O reinado de Senna no Mónaco conheceu uma breve interrupção no ano seguinte, num Grande Prémio que apesar de tudo marcaria fortemente a carreira do piloto. Já na McLaren-Honda como companheiro de equipa de Alain Prost, o paulista arrancou uma pole position absolutamente impressionante, com uma série de voltas “sobrenaturais”, e dominou por completo a corrida, depois de um mau arranque de Prost. Distendido na liderança, Senna acabou por desconcentrar-se e cometer um erro fatal para as suas aspirações, raspando na parede do interior da curva Poitiers, e indo embater nos rails.
Mónaco: Um reinado de cinco anos
A longa soberania de Senna no Mónaco iniciar-se ia no ano seguinte (1989) com uma vitória esclarecedora, num fim-de-semana marcado pelo corte de relações com o seu companheiro de equipa Alain Prost. Em 1990, Senna bisa no Mónaco, recolhendo como habitualmente o seu “dote” monegasco – pole position, vitória e recorde da pista. Uma demonstração de clara superioridade no ano do seu segundo título, o mesmo tónico que marcou a sua 30ª vitória em GP`s, comemorada em 1991 no Mónaco, onde completou também um início de temporada arrasador com quatro vitórias seguidas, que lhe foram preciosas para garantir o seu terceiro título, numa altura em que os Williams-Renault começavam a emergir como a nova potência dominante.

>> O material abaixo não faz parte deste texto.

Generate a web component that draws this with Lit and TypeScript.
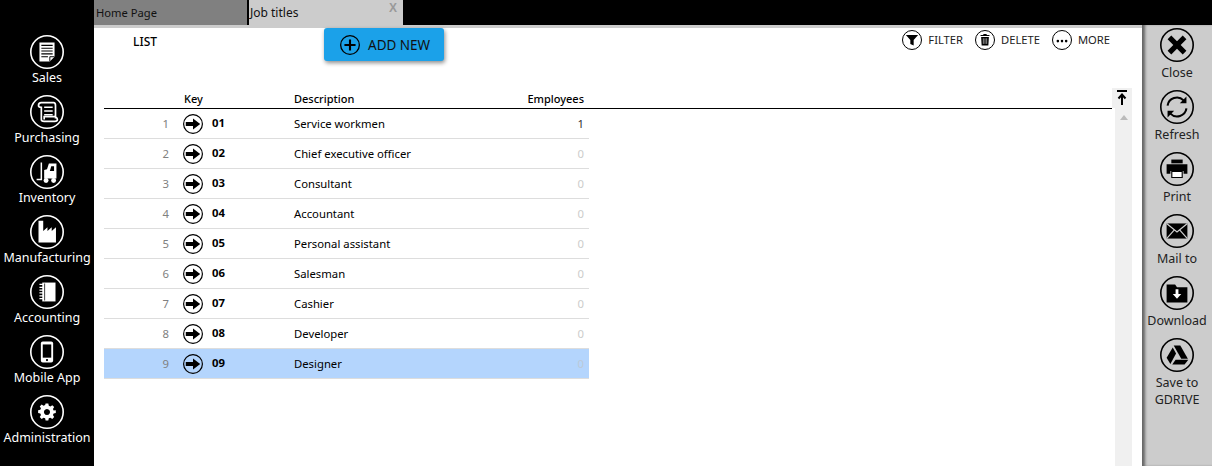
import { LitElement, html, css, svg } from "lit";
import { customElement } from "lit/decorators.js";

const circle = (inner: unknown, color: string, size: number, px = 1.6) => {
  const sw = (px * 36) / size;
  return html`<svg class="ic" width=${size} height=${size} viewBox="0 0 36 36" style="color:${color}">
  <circle cx="18" cy="18" r=${18 - sw / 2} fill="none" stroke="currentColor" stroke-width=${sw}></circle>${inner}</svg>`;
};

const I: Record<string, unknown> = {
  sales: svg`<path d="M10 8h16v15l-5 5H10z" fill="currentColor"/><path d="M12 11h12M12 14h12M12 17h12M12 20h12M12 23h7" stroke="#000" stroke-width="1.2"/><path d="M21 28v-5h5" fill="none" stroke="#000" stroke-width="1"/>`,
  purchasing: svg`<path d="M12 8h13c2 0 2 2 2 3v14M12 8c-2 0-3 1-3 3s2 2 3 2v13c0 2 2 2 3 2h11c2 0 3-1 3-2s-1-3-3-3H15v3" fill="none" stroke="currentColor" stroke-width="1.8"/><path d="M15 13h9M15 17h9M15 21h9" stroke="currentColor" stroke-width="1.6"/>`,
  inventory: svg`<path d="M12 8v18H7" fill="none" stroke="currentColor" stroke-width="1.6"/><path d="M15 25V16l3-1 2-6h8v16z" fill="currentColor"/><path d="M21 17l1.500-5h3v5z" fill="#000"/><circle cx="17" cy="27" r="2.600" fill="currentColor"/><circle cx="25" cy="27" r="2.600" fill="currentColor"/>`,
  manufacturing: svg`<path d="M9 6h5v11l4.500-4v4l4.500-4v4l4.500-4v16H9z" fill="currentColor"/>`,
  accounting: svg`<path d="M13 8h14v20H13z" fill="currentColor"/><path d="M10 10h5M10 13h5M10 16h5M10 19h5M10 22h5M10 25h5" stroke="currentColor" stroke-width="1.300"/><path d="M15.500 9v18" stroke="#000" stroke-width=".8"/>`,
  mobile: svg`<rect x="11.500" y="7" width="13" height="22" rx="2" fill="currentColor"/><rect x="13.500" y="10" width="9" height="14" fill="#000"/><circle cx="18" cy="26.500" r="1.200" fill="#000"/>`,
  admin: svg`<path fill="currentColor" fill-rule="evenodd" d="M16 7h4l.7 3.200 2.300 1 2.800-1.800 2.800 2.800-1.800 2.800 1 2.300L31 17v4l-3.200.7-1 2.300 1.800 2.800-2.800 2.800-2.800-1.800-2.300 1L20 32h-4l-.7-3.200-2.300-1-2.800 1.800-2.800-2.800 1.800-2.800-1-2.300L5 21v-4l3.200-.7 1-2.300-1.800-2.800 2.800-2.800 2.800 1.800 2.300-1zM18 15a4.500 4.500 0 1 0 .01 0z" transform="translate(5 4) scale(.72)"/>`,
  close: svg`<path d="M10 10l16 16M26 10L10 26" stroke="#000" stroke-width="5.500"/>`,
  refresh: svg`<path d="M8 16.500a10 10 0 0 1 17-5.500" fill="none" stroke="#000" stroke-width="2.200"/><path d="M28 7v7h-7z" fill="#000"/><path d="M28 19.500a10 10 0 0 1-17 5.500" fill="none" stroke="#000" stroke-width="2.200"/><path d="M8 29v-7h7z" fill="#000"/>`,
  print: svg`<path d="M12 8h12v4H12z" fill="#000"/><path d="M7 13h22v10h-4v-3H11v3H7z" fill="#000"/><path d="M12.500 20.500h11V27h-11z" fill="#fff" stroke="#000" stroke-width="1.200"/>`,
  mail: svg`<rect x="7" y="10" width="22" height="16" fill="#000"/><path d="M7 10l11 9 11-9M7 26l8-9M29 26l-8-9" fill="none" stroke="#cfcfcf" stroke-width="1.300"/>`,
  download: svg`<path d="M7 9h9l2 3h11v16H7z" fill="#000"/><path d="M16.500 14h3v5h3l-4.500 5-4.500-5h3z" fill="#fff"/>`,
  drive: svg`<path d="M14.500 8h7l8 14h-7z" fill="#000"/><path d="M13.500 10l3.500 6.500-6 11-4-6.500z" fill="#000"/><path d="M13 28l3.500-5H30l-4 5z" fill="#000"/>`,
  plus: svg`<path d="M18 8v20M8 18h20" stroke="#000" stroke-width="3.800"/>`,
  filter: svg`<path d="M7 9h22l-8 9v10l-6-3v-7z" fill="#000"/>`,
  trash: svg`<path d="M15 7h6v2h5v2H10V9h5z" fill="#000"/><path d="M11 12.500h14L24 28H12z" fill="#000"/><path d="M15 15v10M18 15v10M21 15v10" stroke="#fff" stroke-width="1"/>`,
  more: svg`<circle cx="10.500" cy="20" r="2.300" fill="#000"/><circle cx="18" cy="20" r="2.300" fill="#000"/><circle cx="25.500" cy="20" r="2.300" fill="#000"/>`,
  arrow: svg`<path d="M5 14.500h13V8l13 10-13 10v-6.500H5z" fill="#000"/>`,
};

const LEFT: [string, string][] = [["sales","Sales"],["purchasing","Purchasing"],["inventory","Inventory"],["manufacturing","Manufacturing"],["accounting","Accounting"],["mobile","Mobile App"],["admin","Administration"]];
const RIGHT: [string, string][] = [["close","Close"],["refresh","Refresh"],["print","Print"],["mail","Mail to"],["download","Download"],["drive","Save to GDRIVE"]];
const ROWS = ["Service workmen","Chief executive officer","Consultant","Accountant","Personal assistant","Salesman","Cashier","Developer","Designer"];

@customElement("app-root")
export class AppRoot extends LitElement {
  static styles = css`
    :host { display: block; width: 1212px; height: 466px; overflow: hidden; background: #000; font-family: "Noto Sans", "Open Sans", sans-serif; font-size: 12px; color: #000; }
    .ic { display: block; flex: none; }
    .shell { display: grid; grid-template-columns: 94px 1fr 70px; grid-template-rows: 25px 1fr; height: 466px; }
    .tabs { grid-column: 2 / 4; display: flex; align-items: stretch; gap: 2px; background: #000; }
    .tab { width: 153px; background: #808080; padding: 5px 0 0 2px; font-size: 11.200px; line-height: 16px; color: #111; box-sizing: border-box; }
    .tab.on { position: relative; width: 154px; background: #ccc; padding-left: 1px; font-size: 12px; }
    .x { position: absolute; left: 140px; top: 1px; font: bold 12px/14px "Liberation Sans", sans-serif; color: #999; }
    .left { grid-row: 1 / 3; grid-column: 1; display: flex; flex-direction: column; align-items: center; padding-top: 35px; background: #000; color: #fff; }
    .nav { height: 60px; display: flex; flex-direction: column; align-items: center; white-space: nowrap; font-size: 12.500px; line-height: 17px; flex: none; }
    .main { grid-column: 2; grid-row: 2; background: #fff; border-top: 3px solid #ccc; display: grid; grid-template-columns: 1021px 17px 10px; grid-template-rows: 60px 1fr; min-height: 0; }
    .toolbar { grid-column: 1 / 4; display: flex; align-items: flex-start; padding-left: 39px; }
    .list { font-size: 12px; font-weight: 500; line-height: 16px; margin-top: 6px; width: 191px; }
    .add { width: 120px; height: 33px; background: #1ba1e9; border-radius: 3px; box-shadow: 1px 2px 4px rgba(0,0,0,.45); display: flex; align-items: center; gap: 8px; padding-left: 16px; box-sizing: border-box; font-size: 13.500px; color: #111; }
    .actions { margin-left: auto; margin-right: 32px; display: flex; gap: 12px; padding-top: 2px; }
    .act { display: flex; align-items: center; gap: 6px; font-size: 11.200px; line-height: 20px; color: #222; }
    .grid { padding-left: 10px; font-size: 11.300px; }
    .hdr, .row { display: grid; grid-template-columns: 65px 43px 82px 232px 58px; align-items: center; width: 485px; }
    .hdr { width: 1008px; height: 20px; border-bottom: 1px solid #000; font-size: 11px; font-weight: 500; line-height: 16px; }
    .hdr .k { padding-left: 15px; }
    .hdr .e { text-align: right; white-space: nowrap; margin-left: -40px; }
    .hdr div { align-self: start; padding-top: 3px; }
    .row { height: 29px; border-bottom: 1px solid #ddd; }
    .row.sel { background: #b4d5fd; }
    .n { text-align: right; color: #808080; }
    .ar { margin-left: 14px; }
    .key { font-weight: 700; padding-bottom: 2px; }
    .emp { text-align: right; color: #ccc; }
    .emp.one { color: #333; }
    .row.sel .emp { color: #bcc9d8; }
    .sb { grid-column: 2; background: #f0f0f0; position: relative; }
    .top { position: absolute; left: -3px; top: 0; width: 20px; height: 20px; background: #f0f0f0; }
    .top svg { display: block; }
    .up { position: absolute; left: 5px; top: 27px; width: 0; height: 0; border-left: 4px solid transparent; border-right: 4px solid transparent; border-bottom: 5px solid #bbb; }
    .right { grid-column: 3; grid-row: 2; background: #ccc; box-shadow: inset 4px 0 3px -1px rgba(0,0,0,.5); display: flex; flex-direction: column; align-items: center; padding-top: 3px; color: #222; }
    .tool { height: 62px; display: flex; flex-direction: column; align-items: center; text-align: center; font-size: 12.500px; line-height: 17px; flex: none; width: 70px; }
    .tool span { margin-top: 2px; padding: 0 6px; }
  `;
  render() {
    return html`<div class="shell">
      <nav class="left">${LEFT.map(([i, l]) => html`<div class="nav">${circle(I[i], "#fff", 34, 1.600)}<span>${l}</span></div>`)}</nav>
      <div class="tabs"><div class="tab">Home Page</div><div class="tab on">Job titles<span class="x">X</span></div></div>
      <main class="main">
        <div class="toolbar">
          <div class="list">LIST</div>
          <div class="add">${circle(I.plus, "#000", 20, 1.300)}<span>ADD NEW</span></div>
          <div class="actions">
            <div class="act">${circle(I.filter, "#000", 20, 1)}FILTER</div>
            <div class="act">${circle(I.trash, "#000", 20, 1)}DELETE</div>
            <div class="act">${circle(I.more, "#000", 20, 1)}MORE</div>
          </div>
        </div>
        <div class="grid">
          <div class="hdr"><div></div><div class="k">Key</div><div></div><div>Description</div><div class="e">Employees</div></div>
          ${ROWS.map((d, i) => html`<div class="row ${i === 8 ? "sel" : ""}">
            <div class="n">${i + 1}</div>
            <div class="ar">${circle(I.arrow, "#000", 20, 1.200)}</div>
            <div class="key">0${i + 1}</div>
            <div>${d}</div>
            <div class="emp ${i === 0 ? "one" : ""}">${i === 0 ? 1 : 0}</div>
          </div>`)}
        </div>
        <div class="sb">
          <div class="top"><svg width="20" height="20" viewBox="0 0 20 20"><path d="M5 3h10" stroke="#000" stroke-width="2"/><path d="M10 17V8M6.500 10.500L10 6.500l3.500 4" fill="none" stroke="#000" stroke-width="2"/></svg></div>
          <div class="up"></div>
        </div>
      </main>
      <aside class="right">${RIGHT.map(([i, l]) => html`<div class="tool">${circle(I[i], "#000", 34, 1.600)}<span>${l}</span></div>`)}</aside>
    </div>`;
  }
}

Apesar da nova era, Ayrton Senna manteve inexpugnável o seu reinado em 1992, quando bateu os supersónicos Williams-Renault de Mansell e Patrese, interrompendo uma série de cinco vitórias seguidas de Mansell. A taça de Rainer voltava a fugir das mãos do britânico, quando a dez voltas do fim foi obrigado a parar nas boxes por causa de uma porca mal aparafusada na roda! Nas quatro últimas voltas Senna defendeu-se estoicamente dos ataques do furioso Mansell, erguendo uma magistral barreira defensiva. O reinado de Senna no Mónaco termina em 1993, quando vence, a guiar com um contrato “por grande prémio” com a McLaren-Ford e já de “namoro pegado” com a Williams, (onde vira a sua entrada barrada por Alain Prost). O brasileiro termina com quase um minuto de vantagem sobre o Williams de Damon Hill e bate o recorde de vitórias em Monte Carlo, na posse de Graham Hill desde 1968. Muitos anos passados sobre a sua morte, esse é dos poucos reinados intactos.
- O misticismo de Senna
Uma das facetas mais polémicas e discutidas de Senna era o seu misticismo e fé, que se foi acentuando ao longo da sua carreira. Numa entrevista à Playboy brasileira, Senna explicou a “experiência” no GP do Mónaco de 1990. Lutando contra um McLaren desequilibrado, Senna pediu força a Deus e afirmou ter tido uma visão “Eu podia ver-me fora do carro. Em torno da máquina e de meu corpo havia uma linha branca, uma espécie do auréola, que me proporcionava força e proteção. (…) Entrei em uma outra dimensão. Tive uma paz incrível e certeza de que estava equilibrado, no corpo e na alma.” Esta espiritualidade foi também uma marca forte na personalidade do piloto.
- As 65 pole-positions
A primeira foi no GP de Portugal de 1985 e a última, precisamente no fatídico GP de São Marino de 1994. Ao todo foram 65 pole-positions, o recorde que Michael Schumacher mais tempo levou a bater. A tremenda capacidade de concentração e a precisão milimétrica em qualificação, mesmo com carros menos competitivos, eram uma das marcas de água da pilotagem de Ayrton Senna, celebrado pelas inesquecíveis ‘voltas canhão’ que faziam de qualquer qualificação de um Grande Prémio de F1, um grande espectáculo.
- 1991: O ano do tricampeonato
Nenhum título foi mais difícil para Ayrton Senna que o terceiro. Depois de um bom começo, com vitórias nas quatro primeiras corridas, o brasileiro foi ultrapassado de repente por Nigel Mansell e pelo mais competitivo Williams. Recorrendo à sua força de vontade e superior capacidade de afinação, o brasileiro conseguiu dar a volta à situação com três vitórias consecutivas na Hungria, Bélgica e Itália e arrumou a questão definitivamente na penúltima prova, no Japão.
- Vitória ao milésimo no GP de Espanha de 1986
O que dizer duma corrida de 300 km que se decide ao…centímetro. Ayrton Senna e Nigel Mansell necessitaram de ‘photo-finish’ para saber quem tinha ganho, mas esse foi somente o culminar de uma das corridas mais emocionantes da história da F1. 14 milésimos de segundo, apenas, separaram ambos, de tal forma que o inglês queria ver uma foto que lhe provasse que tinha perdido. Para Senna esta foi apenas a terceira vitória da sua carreira, curiosamente a primeira em que a pista estava totalmente seca.